Наконец, Колька объявил голосование. За Ромку и за Вовку все проголосовали единогласно «за». Вот почему нельзя было сразу проголосовать?

* * *

У ворот школы первого сентября всегда толкается куча разного народа. Одни встречают детей, другие провожают. Нас никто не встречал – мы уже взрослые. Поэтому на толпу я не обратила совершенно никакого внимания! Но тут меня окликнули.

Я в изумлении оглянулась. Никого из знакомых. Только один молодой высокий парень смотрит на меня и почему-то улыбается знакомой Юркиной улыбкой. Я прищурилась. Нет, этого парня я не знала! Коротко стриженный, одетый в потрепанные штаны, футболку, за спиной рюкзак.

– Не узнала, да? – Парень рассмеялся Юркиным смехом.

И тут я его узнала!

– Ой! – Я прикрыла рот ладошкой. – А ты чего с собой сделал-то?

– Да так. – Он провел ладонью по макушке, словно сам не веря, что у него теперь такие короткие волосы.

Ребята – Машка, Вовка, Толик, Сашка и ещё один Сашка – деликатно отошли в сторону.

– Я в армию ухожу, – сказал Юрка.

– Уходишь?

Он кивнул.

– Вот пришел с тобой попрощаться.

– А как же институт?

– Видишь ли, Жека… – Юрка помялся немного. – Меня отчислили.

– Отчислили? За что!

– Из-за Булгакова.

– Подрался, да?

Юрка вздохнул, улыбнулся совершенно незнакомо: горько, немножечко зло, – и ответил:

– Почти.

Он тут же суетно полез в рюкзак, достал старую, немного потрепанную книжку, «Три толстяка».

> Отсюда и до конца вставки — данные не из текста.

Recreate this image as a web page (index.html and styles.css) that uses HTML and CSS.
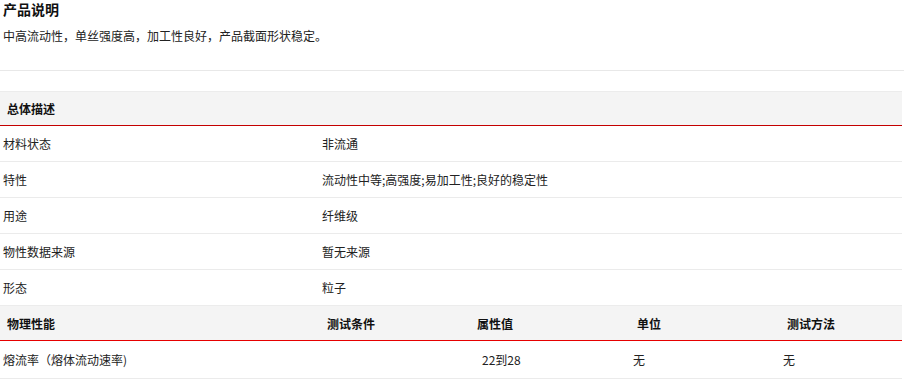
FILE: index.html
```html
<!DOCTYPE html>
<html lang="zh">
<head>
<meta charset="utf-8">
<link rel="stylesheet" href="styles.css">
</head>
<body>
<div class="page">
  <section class="intro">
    <h2 class="title">产品说明</h2>
    <p class="desc">中高流动性，单丝强度高，加工性良好，产品截面形状稳定。</p>
  </section>
  <div class="spacer"></div>
  <div class="table t1">
    <div class="head red-dark"><div class="th">总体描述</div></div>
    <div class="row"><div class="td">材料状态</div><div class="td">非流通</div></div>
    <div class="row"><div class="td">特性</div><div class="td">流动性中等;高强度;易加工性;良好的稳定性</div></div>
    <div class="row"><div class="td">用途</div><div class="td">纤维级</div></div>
    <div class="row"><div class="td">物性数据来源</div><div class="td">暂无来源</div></div>
    <div class="row last"><div class="td">形态</div><div class="td">粒子</div></div>
  </div>
  <div class="table t2">
    <div class="head red"><div class="th">物理性能</div><div class="th">测试条件</div><div class="th">属性值</div><div class="th">单位</div><div class="th">测试方法</div></div>
    <div class="row"><div class="td">熔流率（熔体流动速率)</div><div class="td"></div><div class="td num">22到28</div><div class="td">无</div><div class="td">无</div></div>
  </div>
</div>
</body>
</html>
```

FILE: styles.css
```css
* { box-sizing: border-box; }
body {
  margin: 0;
  background: #fff;
  color: #222;
  font-family: "Noto Sans CJK SC", "Noto Sans", sans-serif;
  font-size: 12px;
}
.page { width: 904px; }
.intro {
  padding: 0 3px;
  height: 71px;
  border-bottom: 1px solid #e8e8e8;
}
.title {
  margin: 0;
  font-size: 14px;
  font-weight: bold;
  line-height: 18px;
  color: #111;
}
.desc {
  margin: 9px 0 0;
  line-height: 18px;
}
.spacer { height: 20px; }
.table { width: 902px; }
.head {
  display: grid;
  height: 35px;
  background: #f4f4f4;
  border-top: 1px solid #ececec;
  align-items: center;
  font-weight: bold;
  color: #111;
}
.red-dark { border-bottom: 1px solid #c40000; }
.red { border-bottom: 1px solid #e60000; height: 36px; }
.th { padding-left: 7px; }
.row {
  display: grid;
  height: 36px;
  align-items: center;
  border-bottom: 1px solid #ebebeb;
}
.t1 .row { grid-template-columns: 319px 1fr; }
.t1 .row.last { border-bottom: none; height: 35px; }
.t1 .td { padding-left: 3px; }
.t2 .head, .t2 .row { grid-template-columns: 320px 150px 160px 150px 1fr; }
.t2 .row { height: 38px; }
.t2 .td { padding-left: 3px; }
.t2 .td.num { padding-left: 12px; }
```
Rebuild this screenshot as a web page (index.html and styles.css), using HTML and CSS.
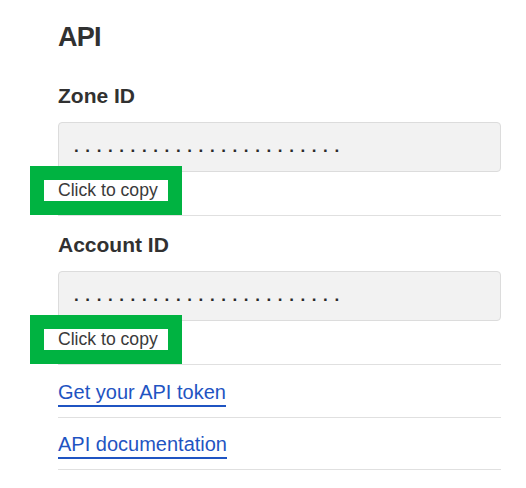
FILE: index.html
```html
<!DOCTYPE html>
<html lang="en">
<head>
<meta charset="utf-8">
<title>API</title>
<link rel="stylesheet" href="styles.css">
</head>
<body>
<div class="panel">
  <h1 class="title">API</h1>
  <div class="field">
    <div class="field-label">Zone ID</div>
    <div class="field-box">........................</div>
    <div class="copy">Click to copy</div>
  </div>
  <div class="field field-next">
    <div class="field-label">Account ID</div>
    <div class="field-box">........................</div>
    <div class="copy">Click to copy</div>
  </div>
  <div class="link-row"><a class="link" href="#">Get your API token</a></div>
  <div class="link-row link-row-last"><a class="link" href="#">API documentation</a></div>
</div>
</body>
</html>
```

FILE: styles.css
```css
html, body {
  margin: 0;
  padding: 0;
  background: #ffffff;
}

body {
  font-family: "Liberation Sans", Arial, sans-serif;
  color: #313131;
}

.panel {
  width: 443px;
  padding: 21px 0 0 58px;
}

.title {
  margin: 0 0 31px;
  font-size: 27px;
  line-height: 32px;
  font-weight: bold;
  letter-spacing: -0.8px;
}

.field {
  padding-bottom: 14px;
  border-bottom: 1px solid #e0e0e0;
}

.field-next {
  margin-top: 17px;
}

.field-label {
  font-size: 21px;
  line-height: 24px;
  font-weight: bold;
}

.field-box {
  margin-top: 14px;
  height: 50px;
  box-sizing: border-box;
  border: 1px solid #dcdcdc;
  border-radius: 4px;
  background: #f2f2f2;
  padding-left: 15px;
  font-size: 17px;
  font-weight: bold;
  line-height: 48px;
  letter-spacing: 6.6px;
  color: #2a2a2a;
  overflow: hidden;
  white-space: nowrap;
}

.copy {
  display: block;
  width: max-content;
  margin: 8px 0 0 -14px;
  padding: 0 10px 0 14px;
  background: #ffffff;
  font-size: 17.6px;
  line-height: 21px;
  color: #3a3a3a;
  outline: 14px solid #00b341;
}

.link-row {
  padding: 15px 0 10px;
  border-bottom: 1px solid #e0e0e0;
}

.link-row-last {
  padding-top: 14px;
}

.link {
  display: inline-block;
  font-size: 20px;
  line-height: 24px;
  color: #1f54c2;
  text-decoration: none;
  padding-bottom: 1px;
  border-bottom: 2px solid #1f54c2;
}
```
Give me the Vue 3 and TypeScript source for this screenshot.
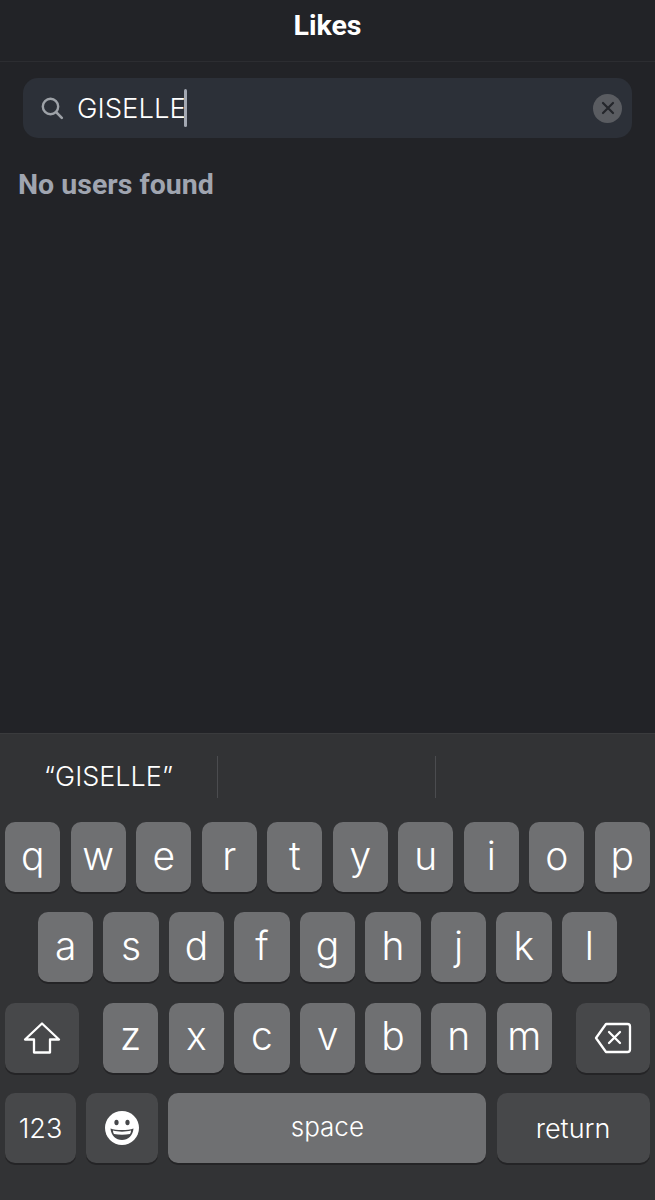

– Это тебе. На память. Я её очень любил в детстве.

– Спасибо.

Я взяла книжку, прижала её к груди.

– Ты, Жека, только не плачь. Хорошо?

Я кивнула: не буду. Хотя так хотелось! Он обнял меня.

– Ну, пока, Жека.

– Пока.

И Юрка ушёл.

* * *

Шло время.

На чердак я больше не ходила. Без Юрки стало там не интересно, да и вообще всё пошло как-то не так! Еженедельные собрания навевали то тоску, то стыд. Единственным развлечением было наблюдать, как фашистка усердно втискивается за школьную парту. И то быстро приелось. На собраниях все занимались чем угодно, но только не участвовали в обсуждении.